▶ _Task prompt_
Pull out all lines from the listing below in which the word "image" appears.

▶ _Data section_

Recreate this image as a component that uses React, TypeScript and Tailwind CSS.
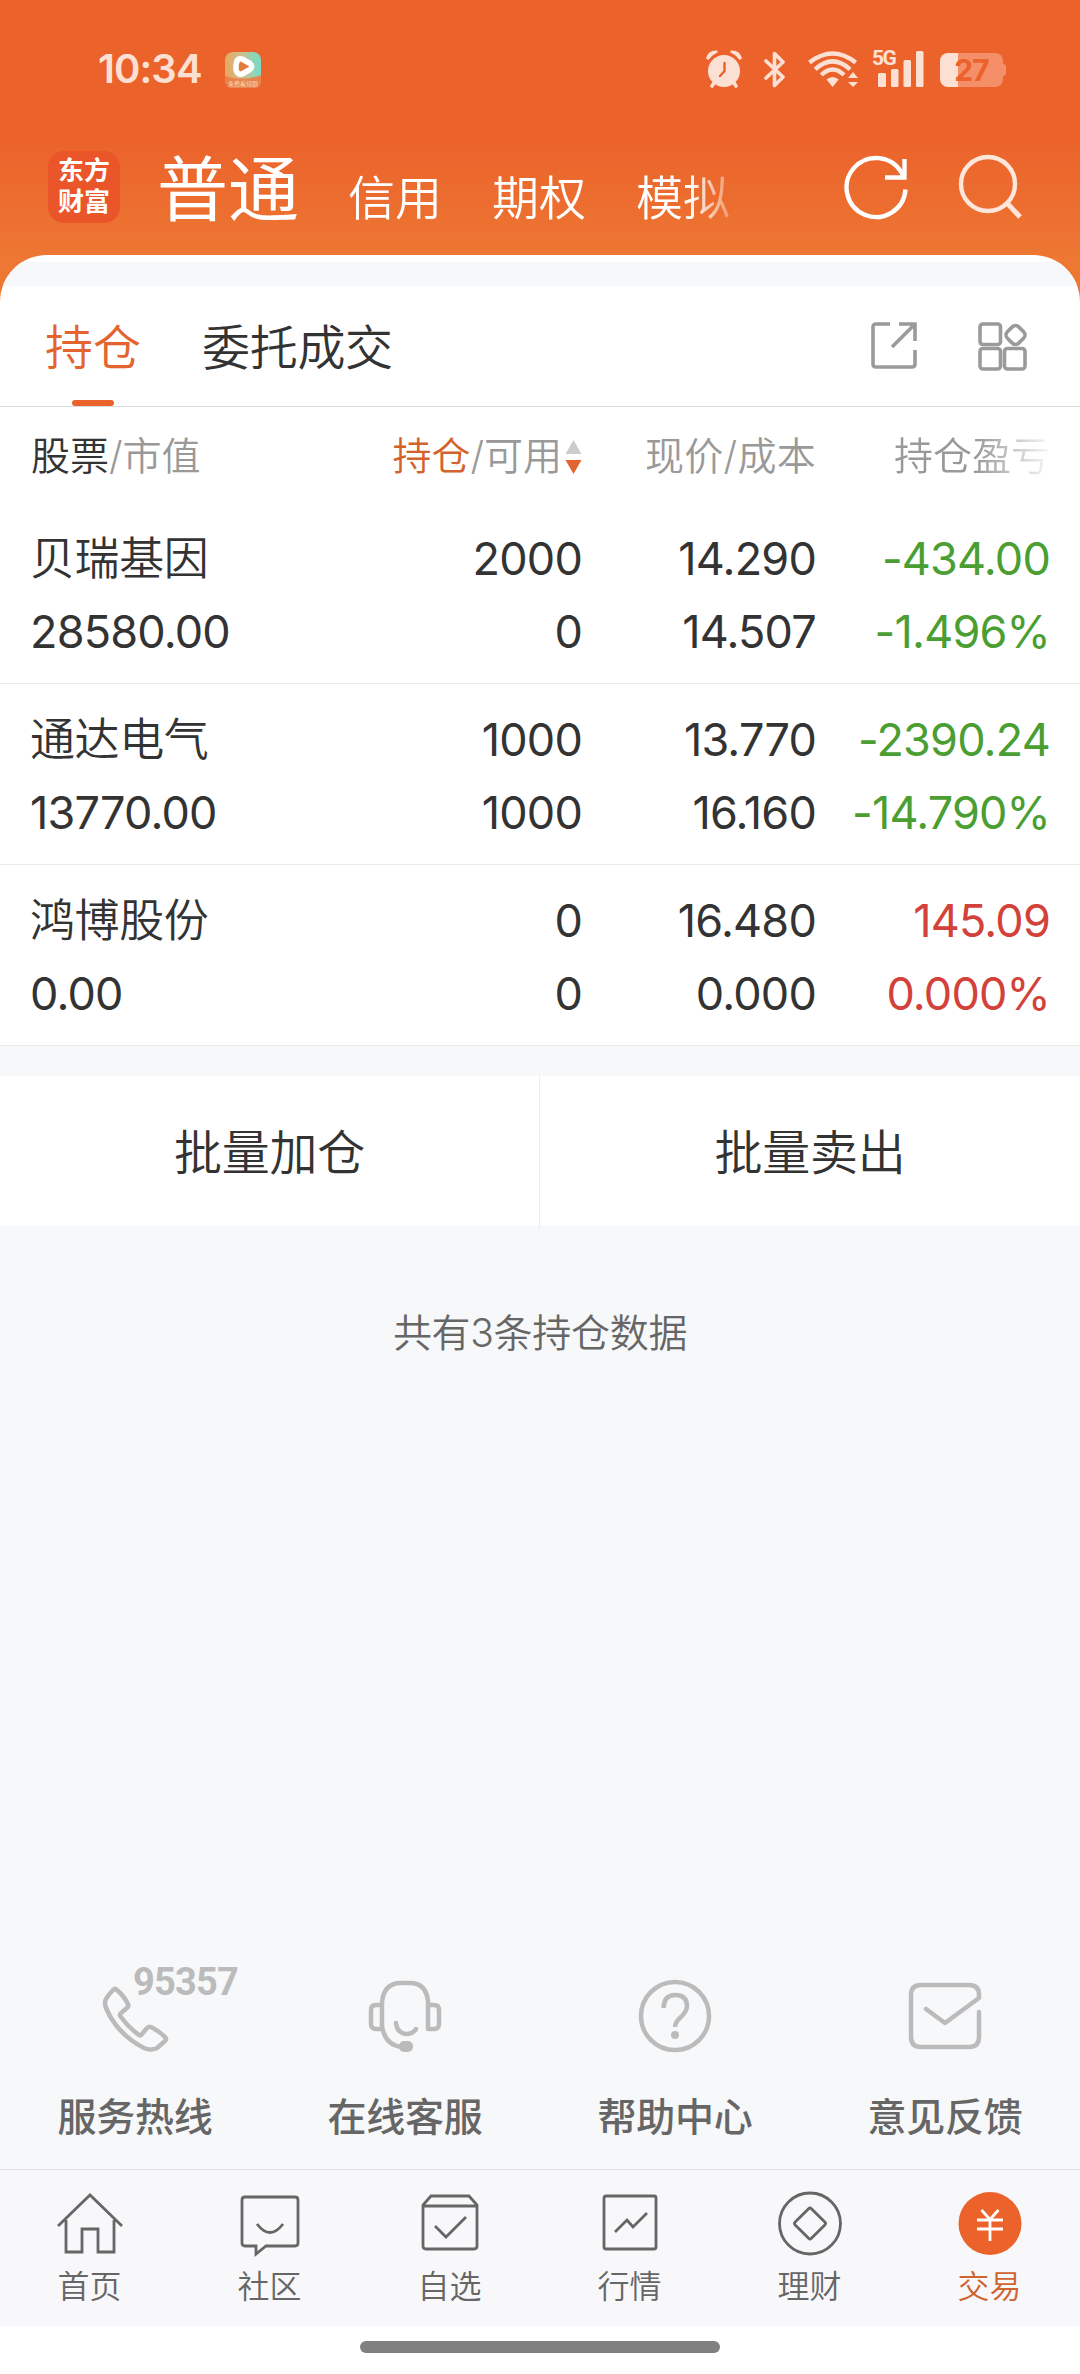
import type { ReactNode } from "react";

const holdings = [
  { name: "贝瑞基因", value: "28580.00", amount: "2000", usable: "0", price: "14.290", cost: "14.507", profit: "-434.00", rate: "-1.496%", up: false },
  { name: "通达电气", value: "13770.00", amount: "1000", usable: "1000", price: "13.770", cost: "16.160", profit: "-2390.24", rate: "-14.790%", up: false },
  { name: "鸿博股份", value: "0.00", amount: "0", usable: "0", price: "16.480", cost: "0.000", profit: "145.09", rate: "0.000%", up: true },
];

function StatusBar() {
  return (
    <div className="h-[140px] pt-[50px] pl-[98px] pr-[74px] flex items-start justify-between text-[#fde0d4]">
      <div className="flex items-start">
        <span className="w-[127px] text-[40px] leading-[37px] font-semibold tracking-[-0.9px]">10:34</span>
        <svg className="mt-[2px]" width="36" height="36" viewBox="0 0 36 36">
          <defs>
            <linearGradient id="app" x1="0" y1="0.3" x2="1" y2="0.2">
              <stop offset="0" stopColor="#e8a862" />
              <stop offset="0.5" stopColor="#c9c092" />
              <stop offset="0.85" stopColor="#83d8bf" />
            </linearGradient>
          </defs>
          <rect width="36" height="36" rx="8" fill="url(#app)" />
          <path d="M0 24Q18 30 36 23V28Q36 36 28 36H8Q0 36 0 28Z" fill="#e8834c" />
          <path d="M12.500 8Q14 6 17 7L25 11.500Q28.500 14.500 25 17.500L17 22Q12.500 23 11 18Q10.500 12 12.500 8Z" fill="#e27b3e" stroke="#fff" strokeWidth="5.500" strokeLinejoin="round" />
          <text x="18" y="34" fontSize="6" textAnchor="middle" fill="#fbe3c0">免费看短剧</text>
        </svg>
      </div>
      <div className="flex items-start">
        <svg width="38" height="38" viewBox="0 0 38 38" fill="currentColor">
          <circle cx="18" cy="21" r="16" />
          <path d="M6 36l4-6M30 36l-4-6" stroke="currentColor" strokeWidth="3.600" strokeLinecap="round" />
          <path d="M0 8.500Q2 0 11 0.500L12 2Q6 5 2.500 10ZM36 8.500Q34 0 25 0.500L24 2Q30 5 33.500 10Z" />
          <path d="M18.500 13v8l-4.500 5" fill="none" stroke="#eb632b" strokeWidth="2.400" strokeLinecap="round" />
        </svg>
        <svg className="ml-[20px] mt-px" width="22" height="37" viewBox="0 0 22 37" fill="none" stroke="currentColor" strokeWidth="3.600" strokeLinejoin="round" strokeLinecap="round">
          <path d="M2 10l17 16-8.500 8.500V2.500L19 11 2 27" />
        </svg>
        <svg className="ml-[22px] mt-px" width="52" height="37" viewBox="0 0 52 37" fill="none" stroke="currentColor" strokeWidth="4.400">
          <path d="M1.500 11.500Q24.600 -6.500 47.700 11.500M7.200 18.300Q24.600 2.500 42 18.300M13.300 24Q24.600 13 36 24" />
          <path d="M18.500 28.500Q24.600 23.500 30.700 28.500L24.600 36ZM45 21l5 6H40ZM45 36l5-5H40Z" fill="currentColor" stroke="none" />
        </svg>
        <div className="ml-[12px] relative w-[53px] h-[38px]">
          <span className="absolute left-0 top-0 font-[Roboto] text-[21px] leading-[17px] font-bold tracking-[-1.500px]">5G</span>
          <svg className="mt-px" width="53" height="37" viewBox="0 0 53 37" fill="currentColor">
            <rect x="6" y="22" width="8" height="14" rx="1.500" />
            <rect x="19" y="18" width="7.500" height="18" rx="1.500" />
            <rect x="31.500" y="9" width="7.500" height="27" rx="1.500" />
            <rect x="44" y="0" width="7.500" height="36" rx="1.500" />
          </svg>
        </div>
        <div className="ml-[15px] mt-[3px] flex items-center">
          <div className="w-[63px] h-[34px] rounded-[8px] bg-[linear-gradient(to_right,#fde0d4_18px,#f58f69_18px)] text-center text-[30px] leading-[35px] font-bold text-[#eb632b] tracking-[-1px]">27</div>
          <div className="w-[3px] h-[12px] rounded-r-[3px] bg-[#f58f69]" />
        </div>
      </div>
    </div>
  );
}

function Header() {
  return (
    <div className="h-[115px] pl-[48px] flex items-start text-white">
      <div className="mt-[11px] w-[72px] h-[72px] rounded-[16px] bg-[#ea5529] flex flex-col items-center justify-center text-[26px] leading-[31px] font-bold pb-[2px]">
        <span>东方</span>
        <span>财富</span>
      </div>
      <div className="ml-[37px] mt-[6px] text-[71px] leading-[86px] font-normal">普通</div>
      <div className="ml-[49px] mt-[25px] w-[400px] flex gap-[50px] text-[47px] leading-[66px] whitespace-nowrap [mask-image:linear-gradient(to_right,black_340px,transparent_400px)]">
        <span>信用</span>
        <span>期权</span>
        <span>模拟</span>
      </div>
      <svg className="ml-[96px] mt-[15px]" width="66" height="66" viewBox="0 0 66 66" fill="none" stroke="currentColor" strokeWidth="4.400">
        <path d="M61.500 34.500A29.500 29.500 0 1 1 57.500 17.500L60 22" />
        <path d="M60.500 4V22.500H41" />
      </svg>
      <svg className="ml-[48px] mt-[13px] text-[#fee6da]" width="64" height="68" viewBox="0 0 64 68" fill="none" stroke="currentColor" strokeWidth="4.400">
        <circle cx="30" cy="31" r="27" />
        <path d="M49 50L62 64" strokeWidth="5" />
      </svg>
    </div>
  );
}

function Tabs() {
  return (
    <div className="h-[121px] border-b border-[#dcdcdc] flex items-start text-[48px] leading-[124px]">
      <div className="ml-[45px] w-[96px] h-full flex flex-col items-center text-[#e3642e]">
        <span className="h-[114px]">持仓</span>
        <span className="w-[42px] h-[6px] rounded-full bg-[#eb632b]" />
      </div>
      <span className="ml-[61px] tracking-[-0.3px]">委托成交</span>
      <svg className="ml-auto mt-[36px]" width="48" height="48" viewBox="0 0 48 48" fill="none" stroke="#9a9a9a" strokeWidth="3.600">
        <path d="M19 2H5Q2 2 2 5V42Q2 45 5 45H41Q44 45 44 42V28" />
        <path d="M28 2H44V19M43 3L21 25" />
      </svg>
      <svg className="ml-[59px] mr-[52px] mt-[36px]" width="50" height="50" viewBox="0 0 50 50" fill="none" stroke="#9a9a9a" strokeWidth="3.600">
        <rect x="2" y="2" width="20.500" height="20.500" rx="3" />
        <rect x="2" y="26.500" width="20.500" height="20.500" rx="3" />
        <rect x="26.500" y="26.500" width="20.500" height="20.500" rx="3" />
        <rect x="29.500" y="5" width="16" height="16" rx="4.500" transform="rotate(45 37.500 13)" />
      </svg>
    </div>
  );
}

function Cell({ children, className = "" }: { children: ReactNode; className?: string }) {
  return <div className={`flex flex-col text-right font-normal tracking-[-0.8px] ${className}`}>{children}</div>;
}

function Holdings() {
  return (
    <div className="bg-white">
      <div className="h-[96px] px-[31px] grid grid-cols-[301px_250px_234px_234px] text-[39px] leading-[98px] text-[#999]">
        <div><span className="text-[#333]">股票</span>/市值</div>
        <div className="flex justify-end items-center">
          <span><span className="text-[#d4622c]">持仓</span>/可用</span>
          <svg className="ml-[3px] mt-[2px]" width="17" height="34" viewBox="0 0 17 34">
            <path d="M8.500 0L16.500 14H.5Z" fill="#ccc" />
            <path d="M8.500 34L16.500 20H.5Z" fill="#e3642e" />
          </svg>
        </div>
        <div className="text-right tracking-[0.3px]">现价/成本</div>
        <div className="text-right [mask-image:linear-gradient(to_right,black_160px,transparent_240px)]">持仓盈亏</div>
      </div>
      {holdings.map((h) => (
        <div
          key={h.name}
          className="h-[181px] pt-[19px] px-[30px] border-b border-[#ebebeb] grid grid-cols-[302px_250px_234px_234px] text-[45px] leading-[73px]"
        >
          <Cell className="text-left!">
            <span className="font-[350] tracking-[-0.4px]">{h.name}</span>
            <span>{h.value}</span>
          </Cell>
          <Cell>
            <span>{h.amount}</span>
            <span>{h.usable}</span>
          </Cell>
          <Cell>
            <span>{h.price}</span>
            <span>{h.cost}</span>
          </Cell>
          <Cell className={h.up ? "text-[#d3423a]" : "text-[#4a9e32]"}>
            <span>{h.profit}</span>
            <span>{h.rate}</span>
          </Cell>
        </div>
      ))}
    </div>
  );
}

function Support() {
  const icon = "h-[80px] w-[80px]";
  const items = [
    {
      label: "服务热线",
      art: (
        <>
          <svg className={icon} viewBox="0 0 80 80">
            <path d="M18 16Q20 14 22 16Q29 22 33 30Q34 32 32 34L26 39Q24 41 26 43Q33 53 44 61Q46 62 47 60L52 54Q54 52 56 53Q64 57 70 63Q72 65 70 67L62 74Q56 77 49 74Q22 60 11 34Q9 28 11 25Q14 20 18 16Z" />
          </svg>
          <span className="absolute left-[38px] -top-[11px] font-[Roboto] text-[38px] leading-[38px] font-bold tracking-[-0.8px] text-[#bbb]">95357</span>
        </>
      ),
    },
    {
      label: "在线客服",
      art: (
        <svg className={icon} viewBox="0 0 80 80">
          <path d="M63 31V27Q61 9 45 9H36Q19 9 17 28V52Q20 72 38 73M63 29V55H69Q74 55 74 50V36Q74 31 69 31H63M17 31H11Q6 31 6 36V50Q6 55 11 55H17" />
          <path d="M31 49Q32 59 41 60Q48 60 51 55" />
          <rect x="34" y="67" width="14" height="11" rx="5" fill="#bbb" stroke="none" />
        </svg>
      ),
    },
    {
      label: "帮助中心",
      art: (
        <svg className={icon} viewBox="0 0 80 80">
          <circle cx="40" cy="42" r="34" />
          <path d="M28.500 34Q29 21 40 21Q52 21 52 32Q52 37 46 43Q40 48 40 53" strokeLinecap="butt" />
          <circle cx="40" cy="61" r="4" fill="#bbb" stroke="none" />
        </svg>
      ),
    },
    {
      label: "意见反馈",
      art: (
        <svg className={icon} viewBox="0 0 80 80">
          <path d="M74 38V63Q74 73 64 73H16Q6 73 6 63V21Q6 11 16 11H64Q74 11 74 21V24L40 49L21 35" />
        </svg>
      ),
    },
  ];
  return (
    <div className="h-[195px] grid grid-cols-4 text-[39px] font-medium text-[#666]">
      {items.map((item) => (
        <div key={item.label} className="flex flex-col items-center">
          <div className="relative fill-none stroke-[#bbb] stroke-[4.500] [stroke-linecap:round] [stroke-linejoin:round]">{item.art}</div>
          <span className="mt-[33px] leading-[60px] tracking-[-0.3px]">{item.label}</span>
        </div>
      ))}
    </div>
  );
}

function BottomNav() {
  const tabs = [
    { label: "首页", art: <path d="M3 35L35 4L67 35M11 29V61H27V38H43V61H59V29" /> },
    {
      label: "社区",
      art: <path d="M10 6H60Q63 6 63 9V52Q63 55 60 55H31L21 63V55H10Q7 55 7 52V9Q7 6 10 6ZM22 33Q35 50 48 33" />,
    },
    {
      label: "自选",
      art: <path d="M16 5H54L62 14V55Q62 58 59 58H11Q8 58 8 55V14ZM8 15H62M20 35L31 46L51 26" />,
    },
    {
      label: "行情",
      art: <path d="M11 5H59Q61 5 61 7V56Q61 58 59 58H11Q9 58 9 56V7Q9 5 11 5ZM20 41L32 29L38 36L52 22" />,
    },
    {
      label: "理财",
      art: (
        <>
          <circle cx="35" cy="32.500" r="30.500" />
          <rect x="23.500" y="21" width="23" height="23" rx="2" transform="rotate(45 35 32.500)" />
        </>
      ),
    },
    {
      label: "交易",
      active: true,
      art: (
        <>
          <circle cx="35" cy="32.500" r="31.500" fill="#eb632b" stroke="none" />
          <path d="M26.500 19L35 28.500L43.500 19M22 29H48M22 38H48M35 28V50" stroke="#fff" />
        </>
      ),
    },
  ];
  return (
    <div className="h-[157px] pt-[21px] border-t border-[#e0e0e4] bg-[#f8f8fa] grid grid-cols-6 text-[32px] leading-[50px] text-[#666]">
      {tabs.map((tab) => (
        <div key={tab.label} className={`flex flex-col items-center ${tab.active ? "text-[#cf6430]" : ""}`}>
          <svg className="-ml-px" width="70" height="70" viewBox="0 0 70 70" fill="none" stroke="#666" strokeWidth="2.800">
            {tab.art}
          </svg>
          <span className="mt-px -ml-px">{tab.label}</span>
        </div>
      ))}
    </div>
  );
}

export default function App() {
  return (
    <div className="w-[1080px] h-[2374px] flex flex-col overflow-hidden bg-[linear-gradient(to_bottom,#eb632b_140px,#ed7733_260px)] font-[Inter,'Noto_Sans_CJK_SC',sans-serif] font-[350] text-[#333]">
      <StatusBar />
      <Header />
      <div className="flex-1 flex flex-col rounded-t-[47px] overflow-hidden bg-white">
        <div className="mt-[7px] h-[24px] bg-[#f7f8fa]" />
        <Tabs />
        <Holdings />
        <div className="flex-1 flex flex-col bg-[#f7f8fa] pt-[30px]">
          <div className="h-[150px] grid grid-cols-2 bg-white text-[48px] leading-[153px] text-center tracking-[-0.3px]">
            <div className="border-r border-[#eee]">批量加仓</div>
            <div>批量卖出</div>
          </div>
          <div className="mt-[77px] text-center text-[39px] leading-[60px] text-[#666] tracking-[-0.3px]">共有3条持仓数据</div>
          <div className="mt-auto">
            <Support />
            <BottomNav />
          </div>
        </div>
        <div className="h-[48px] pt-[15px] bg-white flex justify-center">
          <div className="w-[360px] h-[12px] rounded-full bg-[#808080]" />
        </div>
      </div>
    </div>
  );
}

▶ _Solution for this task_
Recreate this image as a component that uses React, TypeScript and Tailwind CSS.
      <div className="ml-[49px] mt-[25px] w-[400px] flex gap-[50px] text-[47px] leading-[66px] whitespace-nowrap [mask-image:linear-gradient(to_right,black_340px,transparent_400px)]">
        <div className="text-right [mask-image:linear-gradient(to_right,black_160px,transparent_240px)]">持仓盈亏</div>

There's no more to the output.